Three years ago I chose to go with a high quality pre/pro for HT and music using a Meridian 561. The 561 does a nice job on both HT and music, but ultimately limits two channel DAC upgrades. If you do not upgrade equipment that often, and are happy with the sound, then maybe this is the approach you should take. I am currently going back to a quality analog preamp and separate CD player for two channel, and possibly run the 561 L/R through a processor loop in whichever preamp I get. If I had to do it over again I would buy a less expensive surround processor or receiver, and would not have tried to match all speakers and amps to the same quality level. For HT it just isn't that critical, unless of course that is your priority. I have a friend who recently bought a Lexicon DC-1 with all of the latest upgrades used for 1400. It doesn't sound quite as good as the 561 on music, but for movies it is excellent.
Hi Swampwalker. For dolby digital movies, of the receivers I've owned I liked the NAD the best. No DTS but I find very few DTS movies to rent anyway. The NAD is the best for stereo too but will not satisfy a serious audiophile. NAD has the best remote but tuner use is not intuitive. I think all three recievers I've owned are exellent for HT.The Yamaha and Denon are a toss up. I Bought the Denon for HT only because I got a great deal on it from an internet seller. You can only operate the tuner from remote( which has way too many buttons) on the Denon. You should keep your Yamaha and spend your money on your two channel system.
My approach is to use common amplifiers and speakers and seperate the front ends. In the interest of highest possible music quality I am switching to an Adcom 750 preamp. The bypass feature allows me to run my main amps and speakers in the HT rig. Other manufacturer are starting to follow suit on higher end preamps. Krell's KAV300i and VTL's IT85 have the feature too! Why shut down your hard earned main system to listen to movies through of all things a receiver and $750 worth of speakers? My budget processor is a Marantz AV550 bought used ... it satisfies all the criteria for a small home theatre with out breaking the bank. It even has a tuner built in.

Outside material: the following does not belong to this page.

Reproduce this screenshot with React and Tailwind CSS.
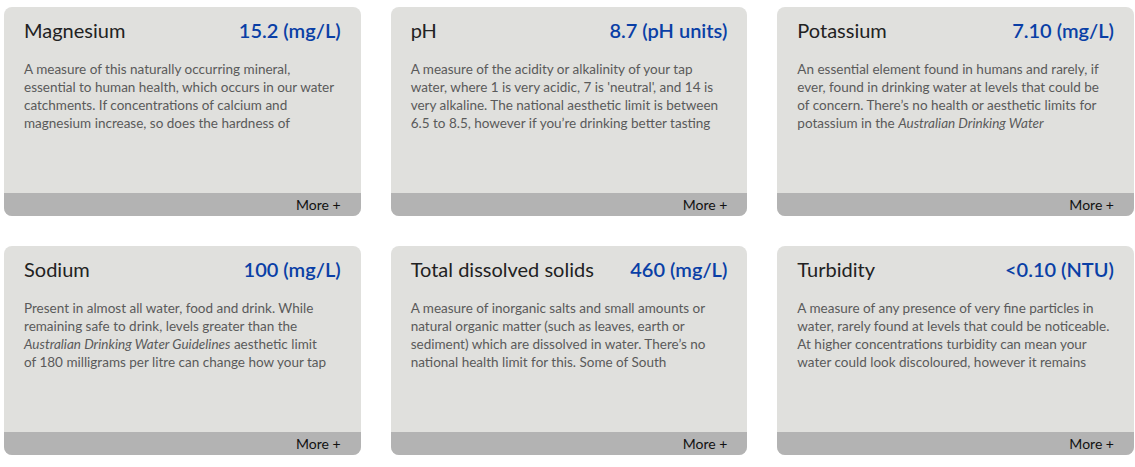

Js- thanks for your response. I rarely use my HT system for music (occassionaly listen to headphones cause my stax box jacks nicely into the B speaker taps). The only real complaint with the Yamaha is the remote which sucks big time, but so far I have not found a universal that will change inputs. Just bought a Pronto and am awaiting delivery. If it can be configured for input switching on the Yamaha (audio end) and Loewe (video end), then I can put 6 remotes into storage. Talk about a high WAF upgrade!
Js- do you have cable tv? If so I get a ground loop hum any time any video related device (DVD player, VCR etc.) is hooked up to a preamp that has tubes in it. Very strange problem that has occured with Audio Research and Cary preamps, when I insert a solid state preamp there is no ground loop hum. If I unplug the video device from the back of the tube preamp the hum stops. I've tried a MAGIC box as well as floating the grounds of the amp/preamp. There is some improvement but it is still there. I think I'll just go with a seperate receiver just for video, I don't know if I would bother getting a preamp with a passthrough.
Jmcgrogan- I have a magic box and have no ground loop hum with it in the system. I have never had a video device directly to my tube preamp, only indirectly through the receiver. Swampwalker- Let me know how that pronto works out-my wife is constantly putting my five remotes "away"!
I hear ya Js. It should arrive within a few days and will post results. If it can switch inputs on my Yammie and the Loewe and then control the DVD and the DSS, there will be peace in the valley. I have the HT/DSS set up as my main Tv, and there's a remote crisis at least once a day.
man, i'm glad i don't like movies... ;~)
I'd definitely recommend a combo-system unless you have lots of 1)Money and 2)Space. If you were to look for a used KRC-3 as a pre-amp (with HT pass-thru) and a used Lexicon DC-1 for movie processing as the heart of your system, that would cost less than $3000 and give you both excellent surround sound processing and analog signal paths for movies, with minimal operational inconvenience. Then you get the benefit of whatever amplification / speakers you buy for both pursuits. I love both and, while you can get away with less on movies, I find the benefit of high-quality in that pursuit to be WELL worth the time and effort (and money).